Thursday, July 20, 2006


My friends hold me together. And so I find rather poignant this excerpt from an essay by Joseph Epstein entitled Friendship Among the Intellectuals.

"It is painful to consider,” wrote Samuel Johnson about friendship, “that there is no human possession of which the duration is less certain.”

Too true. Some friendships die on their own, of simple inanition, having been quietly allowed to lapse by the unacknowledged agreement of both parties. Others break down because time has altered old friends, given them different interests, values, points of view. In still others, only one party works at the friendship, while the other belongs to what Truman Capote called (in a letter to the critic Newton Arvin, his ex-lover) “some odd psychological type . . . that only writes when he is written to.” And then of course there are the friendships that end when one friend betrays or is felt to betray the other, or fails to come through in a crisis, or finds himself violently disputing the other on matters of profoundest principle.

These days, such principled disagreements tend often to involve ideas, and to be endemic among supposedly educated people and especially among intellectuals. ...[But] here is the question ... raise[d] in high relief: for what ideas would one be willing to give up one’s friends? Most of us, I suspect, would answer: none. Ideas, after all, are but abstract things and as such are not worth even a single flesh-and-blood friend. And yet, abstract as they are, in the realm of politics ideas have consequences, and those consequences can be measured all too often and all too precisely in flesh and blood.

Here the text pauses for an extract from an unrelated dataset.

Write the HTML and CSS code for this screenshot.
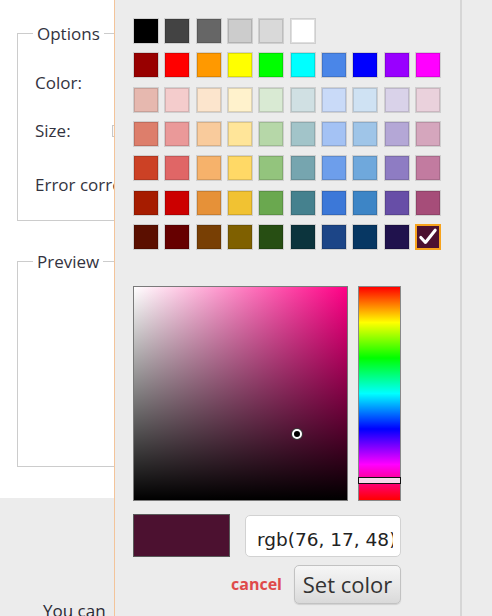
FILE: index.html
```html
<!DOCTYPE html>
<html>
<head>
<meta charset="utf-8">
<link rel="stylesheet" href="styles.css">
</head>
<body>
<div class="page">
  <div class="form">
    <fieldset class="group options">
      <legend>Options</legend>
      <div class="field f-color">Color:</div>
      <div class="field f-size">Size:<span class="size-input"></span></div>
      <div class="field f-error">Error correction</div>
    </fieldset>
    <fieldset class="group preview">
      <legend>Preview</legend>
      <div class="preview-area"></div>
    </fieldset>
  </div>
  <div class="footer">You can</div>
</div>

<div class="popup">
  <div class="palette">
    <span class="sw" style="background:#000000"></span>
    <span class="sw" style="background:#434343"></span>
    <span class="sw" style="background:#666666"></span>
    <span class="sw" style="background:#cccccc"></span>
    <span class="sw" style="background:#d9d9d9"></span>
    <span class="sw" style="background:#ffffff"></span>
    <span class="spacer"></span>

    <span class="sw" style="background:#980000"></span>
    <span class="sw" style="background:#ff0000"></span>
    <span class="sw" style="background:#ff9900"></span>
    <span class="sw" style="background:#ffff00"></span>
    <span class="sw" style="background:#00ff00"></span>
    <span class="sw" style="background:#00ffff"></span>
    <span class="sw" style="background:#4a86e8"></span>
    <span class="sw" style="background:#0000ff"></span>
    <span class="sw" style="background:#9900ff"></span>
    <span class="sw" style="background:#ff00ff"></span>

    <span class="sw" style="background:#e6b8af"></span>
    <span class="sw" style="background:#f4cccc"></span>
    <span class="sw" style="background:#fce5cd"></span>
    <span class="sw" style="background:#fff2cc"></span>
    <span class="sw" style="background:#d9ead3"></span>
    <span class="sw" style="background:#d0e0e3"></span>
    <span class="sw" style="background:#c9daf8"></span>
    <span class="sw" style="background:#cfe2f3"></span>
    <span class="sw" style="background:#d9d2e9"></span>
    <span class="sw" style="background:#ead1dc"></span>

    <span class="sw" style="background:#dd7e6b"></span>
    <span class="sw" style="background:#ea9999"></span>
    <span class="sw" style="background:#f9cb9c"></span>
    <span class="sw" style="background:#ffe599"></span>
    <span class="sw" style="background:#b6d7a8"></span>
    <span class="sw" style="background:#a2c4c9"></span>
    <span class="sw" style="background:#a4c2f4"></span>
    <span class="sw" style="background:#9fc5e8"></span>
    <span class="sw" style="background:#b4a7d6"></span>
    <span class="sw" style="background:#d5a6bd"></span>

    <span class="sw" style="background:#cc4125"></span>
    <span class="sw" style="background:#e06666"></span>
    <span class="sw" style="background:#f6b26b"></span>
    <span class="sw" style="background:#ffd966"></span>
    <span class="sw" style="background:#93c47d"></span>
    <span class="sw" style="background:#76a5af"></span>
    <span class="sw" style="background:#6d9eeb"></span>
    <span class="sw" style="background:#6fa8dc"></span>
    <span class="sw" style="background:#8e7cc3"></span>
    <span class="sw" style="background:#c27ba0"></span>

    <span class="sw" style="background:#a61c00"></span>
    <span class="sw" style="background:#cc0000"></span>
    <span class="sw" style="background:#e69138"></span>
    <span class="sw" style="background:#f1c232"></span>
    <span class="sw" style="background:#6aa84f"></span>
    <span class="sw" style="background:#45818e"></span>
    <span class="sw" style="background:#3c78d8"></span>
    <span class="sw" style="background:#3d85c6"></span>
    <span class="sw" style="background:#674ea7"></span>
    <span class="sw" style="background:#a64d79"></span>

    <span class="sw" style="background:#5b0f00"></span>
    <span class="sw" style="background:#660000"></span>
    <span class="sw" style="background:#783f04"></span>
    <span class="sw" style="background:#7f6000"></span>
    <span class="sw" style="background:#274e13"></span>
    <span class="sw" style="background:#0c343d"></span>
    <span class="sw" style="background:#1c4587"></span>
    <span class="sw" style="background:#073763"></span>
    <span class="sw" style="background:#20124d"></span>
    <span class="sw selected" style="background:#4c1130">
      <svg class="check" viewBox="0 0 26 26" width="22" height="22"><path d="M4.5 13.5 L10 19.5 L21.5 5" fill="none" stroke="#fff" stroke-width="3.6" stroke-linecap="round" stroke-linejoin="round"/></svg>
    </span>
  </div>

  <div class="picker">
    <div class="sv">
      <span class="sv-dot"></span>
    </div>
    <div class="hue">
      <span class="hue-handle"></span>
    </div>
  </div>

  <div class="value-row">
    <div class="current"></div>
    <div class="rgb-input"><span class="rgb-text">rgb(76, 17, 48)</span></div>
  </div>

  <div class="actions">
    <span class="cancel">cancel</span>
    <span class="set-btn">Set color</span>
  </div>
</div>
</body>
</html>
```

FILE: styles.css
```css
html, body {
  margin: 0;
  padding: 0;
}
body {
  width: 492px;
  height: 616px;
  overflow: hidden;
  background: #ececec;
  position: relative;
  font-family: "Open Sans", "Noto Sans", sans-serif;
  color: #333340;
}

.page {
  width: 300px;
  height: 616px;
  display: flex;
  flex-direction: column;
}
.form {
  flex-shrink: 0;
  background: #ffffff;
  height: 498px;
  padding-top: 22px;
  box-sizing: border-box;
}
.group {
  margin: 0 0 0 17px;
  padding: 0 0 0 17px;
  border: 1px solid #cccccc;
  width: 300px;
  box-sizing: border-box;
}
.group legend {
  font-size: 17px;
  line-height: 23px;
  padding: 0 4px;
  margin-left: -2px;
}
.field {
  font-size: 17px;
  line-height: 23px;
  white-space: nowrap;
}
.f-color { margin-top: 26px; }
.f-size { margin-top: 25px; display: flex; align-items: center; }
.f-error { margin-top: 31px; margin-bottom: 24px; }
.size-input {
  display: inline-block;
  width: 20px;
  height: 10px;
  margin-left: 41px;
  border: 1px solid #c8c8c8;
  background: #fafafa;
}
.preview { margin-top: 29px; }
.preview-area { height: 193px; }

.footer {
  flex: 1;
  min-height: 0;
  overflow: hidden;
  background: #ececec;
  padding: 104px 0 0 43px;
  font-size: 17px;
  line-height: 17px;
  color: #2a2a35;
  white-space: nowrap;
}

/* popup */
.popup {
  position: absolute;
  left: 114px;
  top: 0;
  width: 348px;
  height: 616px;
  box-sizing: border-box;
  background: #ececec;
  border-left: 1px solid #f3c49a;
  border-right: 2px solid #d6d6d6;
  padding: 18px 0 0 18px;
}
.palette {
  display: grid;
  grid-template-columns: repeat(10, 26px);
  grid-auto-rows: 26px;
  column-gap: 5.33px;
  row-gap: 8.33px;
}
.spacer { grid-column: span 4; }
.sw {
  display: block;
  width: 26px;
  height: 26px;
  box-sizing: border-box;
  border: 1px solid #cfcfcf;
  box-shadow: inset 0 0 0 1px rgba(0, 0, 0, 0.13);
}
.sw.selected {
  border: 2px solid #f7a31c;
  box-shadow: none;
  display: flex;
  align-items: center;
  justify-content: center;
}
.check { display: block; }

.picker {
  display: flex;
  gap: 10px;
  margin-top: 36px;
}
.sv {
  position: relative;
  width: 215px;
  height: 215px;
  box-sizing: border-box;
  border: 1px solid #7a7a7a;
  background:
    linear-gradient(to top, #000 0%, rgba(0, 0, 0, 0) 100%),
    linear-gradient(to right, #ffffff 0%, hsl(328.5, 100%, 50%) 100%);
}
.sv-dot {
  position: absolute;
  left: 158px;
  top: 142px;
  width: 6px;
  height: 6px;
  border-radius: 50%;
  background: #000;
  border: 2px solid #fff;
  box-shadow: 0 0 0 1px #3a3a3a;
}
.hue {
  position: relative;
  width: 43px;
  height: 215px;
  box-sizing: border-box;
  border: 1px solid #888;
  background: linear-gradient(to bottom,
    #ff0000 0%, #ffff00 16.67%, #00ff00 33.33%, #00ffff 50%,
    #0000ff 66.67%, #ff00ff 83.33%, #ff0000 100%);
}
.hue-handle {
  position: absolute;
  left: -1px;
  right: -1px;
  top: 190px;
  height: 7px;
  box-sizing: border-box;
  border: 1px solid #111;
  background: #f7d9ea;
}

.value-row {
  display: flex;
  align-items: flex-start;
  margin-top: 13px;
}
.current {
  width: 97px;
  height: 43px;
  box-sizing: border-box;
  border: 1px solid #5a5a5a;
  background: #4c1130;
}
.rgb-input {
  margin-left: 15px;
  margin-top: 1px;
  width: 156px;
  height: 42px;
  box-sizing: border-box;
  border: 1px solid #d2d2d2;
  border-radius: 5px;
  background: #fff;
  padding: 8px 7px 0 11px;
}
.rgb-text {
  display: block;
  overflow: hidden;
  white-space: nowrap;
  font-family: "DejaVu Sans", sans-serif;
  font-size: 18.5px;
  line-height: 32px;
  color: #222;
}

.actions {
  width: 268px;
  margin-top: 8px;
  display: flex;
  justify-content: flex-end;
  align-items: center;
  gap: 12px;
}
.cancel {
  font-family: "Open Sans", sans-serif;
  font-weight: 700;
  font-size: 16px;
  color: #df4a4a;
}
.set-btn {
  width: 107px;
  height: 39px;
  box-sizing: border-box;
  border: 1px solid #c2c2c2;
  border-radius: 5px;
  background: linear-gradient(to bottom, #f6f6f6 0%, #e9e9e9 50%, #d9d9d9 100%);
  box-shadow: 0 1px 1px rgba(0, 0, 0, 0.12);
  display: flex;
  align-items: center;
  justify-content: center;
  font-family: "Open Sans", sans-serif;
  font-size: 22px;
  color: #333;
}
```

Communism, which began as an idea, ended up causing death and misery to scores of millions of people for nearly a century. If your friend were to advocate or defend the Communist system, could he truly be your friend? Cicero defined friendship “as nothing other than agreement over all things divine and human along with good will and affection.” That is a lot to ask, but it seems undeniable that general agreement on such major matters is a great lubricant for a friction-free friendship.

For me, a person’s general point of view is more important than his opinions on specific issues, though I admit that the line between the two is not always easily drawn. ...Jean-Paul Sartre and Albert Camus broke up their friendship over Camus’s The Myth of Sisyphus. The book argued against political utopianism, which Camus thought was the world’s most dangerous delusion. Sartre, a utopian who lived comfortably enough with the horrors perpetrated by Joseph Stalin, felt this was going altogether too far, and closed things off. Sigmund Freud, unable to bear deviation from any of his own central ideas, broke with just about everyone in what was once called the Freudian circle.

...Every broken friendship can be thought of as a failure or a defeat. Yet, one must ask in each case, was the friendship itself therefore without meaning? Nietzsche, who himself had a famous broken friendship with Wagner—he began by idolizing the composer and ended by despising him—devotes a strangely fortifying paragraph to the subject in The Gay Science. Trying to make lemonade out of the rotted lemons of broken friendship, he suggests that perhaps, in “a tremendous but invisible stellar orbit, such friendships might be renewed and better made.” One would like to think this may be so, but the odds in favor of it are only slightly better than those in favor of the return of vaudeville.